Emma Suárez in Julieta (Manolo Pavón/Film Society of Lincoln Center)

Emma Suárez in Julieta (Manolo Pavón/Film Society of Lincoln Center)

Guilt. That dark emotion pervades the surprisingly austere 21st feature by Spanish director Pedro Almodóvar, whose stamp has leaned toward outrageousness. His new film is so beguiling—and beautiful to look at—that watching it is gratifying for those who can appreciate its subtlety. Is this a new direction for the auteur, who has made excess the hallmark of his long career?

The titular character feels guilty, ashamed, and perplexed through the many hardships she endures, including the suicide of a companion and an accidental death. The estrangement of her daughter keeps her in the grip of despair for years. Exactly why Antía disappeared at age 18 is the mystery at the core of this intimate drama, based on a triptych of short stories by Canadian author Alice Munro.

Adhering closely to the plot points of Munro’s “Chance,” “Soon,” and “Silence,” from the Nobel Prize–winner’s 2004 collection Runaway, Almodóvar adapts the stories elegantly. He makes his Julieta more self-possessed and removes any overt references to religion. He also splits the leading part between two actresses—Emma Suárez as the older Julieta and Adriana Ugarte as the younger, the pair covering a 30-year time span. Meanwhile, sunny Madrid and the fishing community of Galicia stand in for Vancouver and Whale Bay, respectively, transporting the story into Almodóvar’s world.

The tale begins in 2015, when Julieta hears news about her long-lost daughter. As a result, she abruptly halts her plans to move to Portugal, and she does not explain to her kind-hearted boyfriend (Dario Grandinetti) why she will no longer make the move with him. He doesn’t know that she’s a mother, much less that she yearns for more details about her daughter’s disappearance and holds out hope for a reunion.

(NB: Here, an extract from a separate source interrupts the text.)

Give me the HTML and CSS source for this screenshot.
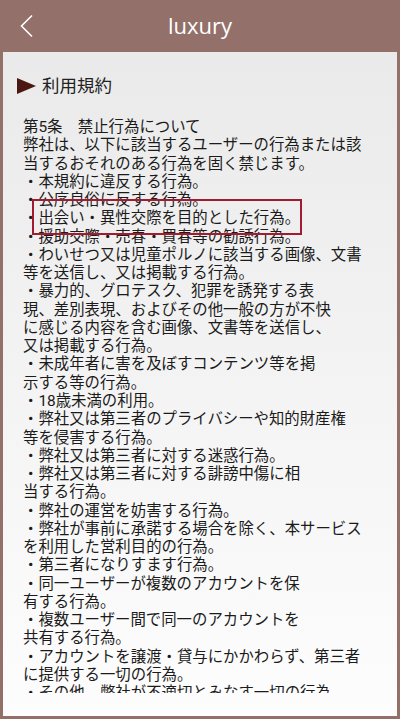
FILE: index.html
```html
<!DOCTYPE html>
<html lang="ja">
<head>
<meta charset="utf-8">
<title>luxury</title>
<link rel="stylesheet" href="styles.css">
</head>
<body>
<div class="frame">
  <header class="bar">
    <button class="back" aria-label="戻る">
      <svg width="16" height="24" viewBox="0 0 16 24"><path d="M13 1.5 L2.5 12 L13 22.5" fill="none" stroke="#ffffff" stroke-width="1.6"/></svg>
    </button>
    <h1 class="bar-title">luxury</h1>
  </header>
  <main class="panel">
    <h2 class="section-title"><span class="tri"></span>利用規約</h2>
    <div class="terms">
      <p class="terms-text">第5条　禁止行為について<br>弊社は、以下に該当するユーザーの行為または該<br>当するおそれのある行為を固く禁じます。<br>・本規約に違反する行為。<br>・公序良俗に反する行為。<br>・出会い・異性交際を目的とした行為。<br>・援助交際・売春・買春等の勧誘行為。<br>・わいせつ又は児童ポルノに該当する画像、文書<br>等を送信し、又は掲載する行為。<br>・暴力的、グロテスク、犯罪を誘発する表<br>現、差別表現、およびその他一般の方が不快<br>に感じる内容を含む画像、文書等を送信し、<br>又は掲載する行為。<br>・未成年者に害を及ぼすコンテンツ等を掲<br>示する等の行為。<br>・18歳未満の利用。<br>・弊社又は第三者のプライバシーや知的財産権<br>等を侵害する行為。<br>・弊社又は第三者に対する迷惑行為。<br>・弊社又は第三者に対する誹謗中傷に相<br>当する行為。<br>・弊社の運営を妨害する行為。<br>・弊社が事前に承諾する場合を除く、本サービス<br>を利用した営利目的の行為。<br>・第三者になりすます行為。<br>・同一ユーザーが複数のアカウントを保<br>有する行為。<br>・複数ユーザー間で同一のアカウントを<br>共有する行為。<br>・アカウントを譲渡・貸与にかかわらず、第三者<br>に提供する一切の行為。<br>・その他、弊社が不適切とみなす一切の行為。</p>
      <span class="highlight"></span>
    </div>
  </main>
</div>
</body>
</html>
```
FILE: styles.css
```css
html, body {
  margin: 0;
  padding: 0;
}
body {
  width: 400px;
  height: 719px;
  overflow: hidden;
  font-family: Roboto, "Noto Sans CJK JP", sans-serif;
}
.frame {
  box-sizing: border-box;
  width: 400px;
  height: 719px;
  background: #94706a;
  padding: 0 3px 3px;
  display: flex;
  flex-direction: column;
}
.bar {
  height: 52px;
  flex: none;
  position: relative;
  display: flex;
  align-items: center;
  justify-content: center;
}
.back {
  position: absolute;
  left: 16px;
  top: 14px;
  width: 18px;
  height: 24px;
  padding: 0;
  border: 0;
  background: none;
  display: flex;
}
.bar-title {
  margin: 0;
  font-family: "Open Sans", sans-serif;
  font-weight: 400;
  font-size: 22px;
  color: #ffffff;
  line-height: 1;
  padding-bottom: 2px;
}
.panel {
  flex: 1;
  background: linear-gradient(#eaeaea, #fdfdfd);
  padding: 0 0 0 14px;
  display: flex;
  flex-direction: column;
  min-height: 0;
}
.section-title {
  margin: 24px 0 0;
  display: flex;
  align-items: center;
  gap: 6px;
  height: 20px;
  font-weight: 400;
  font-size: 17.5px;
  color: #222222;
  line-height: 20px;
}
.tri {
  width: 0;
  height: 0;
  border-style: solid;
  border-width: 8px 0 8px 19px;
  border-color: transparent transparent transparent #4a1810;
}
.terms {
  position: relative;
  margin: 22px 0 0 6px;
  height: 575px;
  overflow: hidden;
}
.terms-text {
  margin: 0;
  font-size: 15.4px;
  line-height: 18.27px;
  color: #1b1b1b;
  white-space: nowrap;
}
.highlight {
  position: absolute;
  left: 9px;
  top: 81px;
  width: 266px;
  height: 32px;
  border: 2px solid #a21c30;
}
```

The split is a deep secret that has haunted Julieta, but now she is ready to examine her painful past for clues as to what fractured the relationship. She writes, “Your absence fills my life,” in a long letter to Antía (played by Priscilla Delgado and Blanca Pares at different ages) that describes the romance with her father and subsequent key life events.

As a 25-year-old with spiky platinum blonde hair, Julieta met Xoan (Daniel Grao) on a train trip and commenced a volatile relationship. The story gradually unfolds through flashbacks, and we learn that the teenage Antía went on a three-month religious retreat after her father died at sea. Julieta drives to the mountain sanctuary, and instead of finding her daughter with bags packed to leave, an unsympathetic official greets her and says, “Antía has chosen her own path, and you are not part of it.”

This announcement belies a lifetime of mother-daughter closeness. As a counterpoint to the film’s deeply emotional themes, the lavish set design, costumes (both saturated in scarlet red), and Alberto Iglesias’s Bernard Herman–esque score situate viewers in the colorful 1980s and in present-day Spain.

Long considered one of the most sensitive and supportive directors of women, Almodóvar once again presents enigmatic and complex roles for his actresses. To date, his female-centric canon includes Women on the Verge of a Nervous Breakdown, The Flower of My Secret, All About My Mother, and Volver. Julieta made its debut at the 2016 Cannes Film Festival, and is Spain’s submission for the best foreign language film Oscar.